Vers 2030 : le SPORT COMME OUTIL D’affirmation d’une puissance africaine et régionale
Ces initiatives ne rivalisent pour l’instant pas avec l’’ampleur du projet marocain diplomatico-sportif marocain, qui s’étale sur plusieurs décennies et vise explicitement à hisser le Royaume au rang de puissance sportive continentale à part entière. Un signe ne trompe pas : jusqu’ici, un seul pays africain avait réussi à organiser un événement sportif mondial de premier plan (l’Afrique du Sud avec la Coupe du monde 2010 et qui avait déjà des infrastructures sportives construites). En 2030, le Maroc deviendra seulement le deuxième pays africain hôte d’un Mondial de football.

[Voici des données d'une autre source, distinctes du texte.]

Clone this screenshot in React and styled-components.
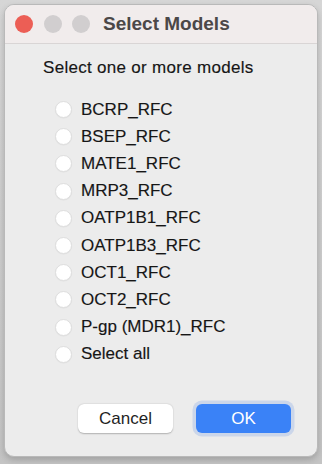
import React, { useState } from "react";
import styled, { createGlobalStyle } from "styled-components";

const GlobalStyle = createGlobalStyle`
  html, body {
    margin: 0;
    padding: 0;
    background: #cbcbcb;
  }
  body {
    font-family: "Liberation Sans", Arial, sans-serif;
  }
`;

const Screen = styled.div`
  width: 322px;
  height: 464px;
  padding: 4px;
  box-sizing: border-box;
  background: linear-gradient(#d6d6d6, #c4c4c4);
`;

const Window = styled.div`
  width: 314px;
  height: 453px;
  display: flex;
  flex-direction: column;
  background: #ececec;
  border-radius: 10px;
  border: 1px solid #b9b9b9;
  box-sizing: border-box;
  box-shadow: 0 3px 6px rgba(0, 0, 0, 0.18);
  overflow: hidden;
`;

const TitleBar = styled.div`
  height: 39px;
  flex-shrink: 0;
  display: flex;
  align-items: center;
  padding-left: 10px;
  background: #f1ecec;
  border-bottom: 1px solid #d9d5d5;
  box-sizing: border-box;
`;

const Lights = styled.div`
  display: flex;
  gap: 10.5px;
`;

const Light = styled.span`
  width: 18px;
  height: 18px;
  border-radius: 50%;
  background: ${p => p.$color};
`;

const Title = styled.div`
  margin-left: 13px;
  font-size: 19px;
  font-weight: bold;
  color: #4b4848;
`;

const Body = styled.div`
  flex: 1;
  display: flex;
  flex-direction: column;
  padding: 14px 26px 23px 38px;
`;

const Prompt = styled.div`
  font-size: 17px;
  line-height: 20px;
  letter-spacing: 0.3px;
  color: #161616;
  -webkit-text-stroke: 0.15px #161616;
`;

const List = styled.div`
  margin: 18px 0 0 12px;
  display: flex;
  flex-direction: column;
`;

const Row = styled.label`
  height: 27.2px;
  display: flex;
  align-items: center;
  gap: 9px;
  font-size: 17px;
  color: #161616;
  -webkit-text-stroke: 0.15px #161616;
  cursor: pointer;
`;

const Radio = styled.span`
  width: 17px;
  height: 17px;
  border-radius: 50%;
  box-sizing: border-box;
  background: ${p => (p.$on ? "#3478f6" : "#ffffff")};
  border: 1px solid ${p => (p.$on ? "#2a6ae0" : "#dedede")};
  box-shadow: 0 0.5px 1px rgba(0, 0, 0, 0.06);
  display: flex;
  align-items: center;
  justify-content: center;
  &::after {
    content: "";
    width: 6px;
    height: 6px;
    border-radius: 50%;
    background: #fff;
    display: ${p => (p.$on ? "block" : "none")};
  }
`;

const Buttons = styled.div`
  margin-top: auto;
  display: flex;
  justify-content: flex-end;
  gap: 23px;
`;

const Button = styled.button`
  width: 95px;
  height: 29px;
  border-radius: 6px;
  font-family: "Liberation Sans", Arial, sans-serif;
  font-size: 17px;
  border: none;
  padding: 0;
  color: ${p => (p.$primary ? "#ffffff" : "#1f1f1f")};
  background: ${p => (p.$primary ? "#3a82f7" : "#ffffff")};
  box-shadow: ${p =>
    p.$primary
      ? "0 0 0 3.5px #cbd6ea"
      : "0 0.5px 1.5px rgba(0, 0, 0, 0.25)"};
  cursor: pointer;
`;

const models = [
  "BCRP_RFC",
  "BSEP_RFC",
  "MATE1_RFC",
  "MRP3_RFC",
  "OATP1B1_RFC",
  "OATP1B3_RFC",
  "OCT1_RFC",
  "OCT2_RFC",
  "P-gp (MDR1)_RFC",
  "Select all"
];

export default function App() {
  const [picked, setPicked] = useState({});

  const toggle = name => {
    setPicked({ ...picked, [name]: !picked[name] });
  };

  return (
    <Screen>
      <GlobalStyle />
      <Window>
        <TitleBar>
          <Lights>
            <Light $color="#ec5e55" />
            <Light $color="#d1cecf" />
            <Light $color="#d1cecf" />
          </Lights>
          <Title>Select Models</Title>
        </TitleBar>
        <Body>
          <Prompt>Select one or more models</Prompt>
          <List>
            {models.map(m => (
              <Row key={m} onClick={() => toggle(m)}>
                <Radio $on={picked[m]} />
                {m}
              </Row>
            ))}
          </List>
          <Buttons>
            <Button>Cancel</Button>
            <Button $primary>OK</Button>
          </Buttons>
        </Body>
      </Window>
    </Screen>
  );
}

L’organisation de la CAN 2025 constitue une étape majeure de cette stratégie, mais ce n’est qu’un début. En obtenant l’accueil de la Coupe du monde 2030 aux côtés de l’Espagne et du Portugal, le Maroc a atteint un objectif qu’il poursuivait depuis des décennies – après six candidatures infructueuses entre 1994 et 2026. Ce succès est historique : pour la première fois, un pays arabo-africain co-organisera un Mondial avec l’Europe, illustrant le rôle de passerelle du Maroc entre les continents.
Le Mondial 2030 sera l’aboutissement de la stratégie de sport power marocain, mais aussi un défi colossal en perspective. Le Royaume entend l’aborder avec la même méthode qui a fait son succès régional : ambition, préparation rigoureuse et partenariats. D’ici là, de vastes chantiers sont en cours, à l’image du futur stade Hassan II près de Casablanca – annoncé comme la plus grande enceinte du monde – symbole des rêves en grand format du Maroc. Les investissements consentis ne visent pas seulement à éblouir le temps d’un été 2030, mais à laisser un héritage durable. L’objectif affiché est de bâtir la première plateforme sportive de grande ampleur en Afrique, capable d’attirer des capitaux, de développer des industries du sport (infrastructures, technologies, évènementiel, formation) et de faire émerger des talents locaux.
En se projetant vers 2030, le Maroc se pose ainsi en nouvelle puissance sportive africaine décidée à jouer dans la cour des grands. Là où d’autres pays ont pu utiliser le sport comme simple vitrine, le Royaume l’intègre comme un pilier économique de son projet national et de son positionnement diplomatique. La Coupe du monde 2030 ne sera pas une finalité, mais le début d’une nouvelle ère : celle de l’affirmation pleine et entière du Maroc sur la carte du monde.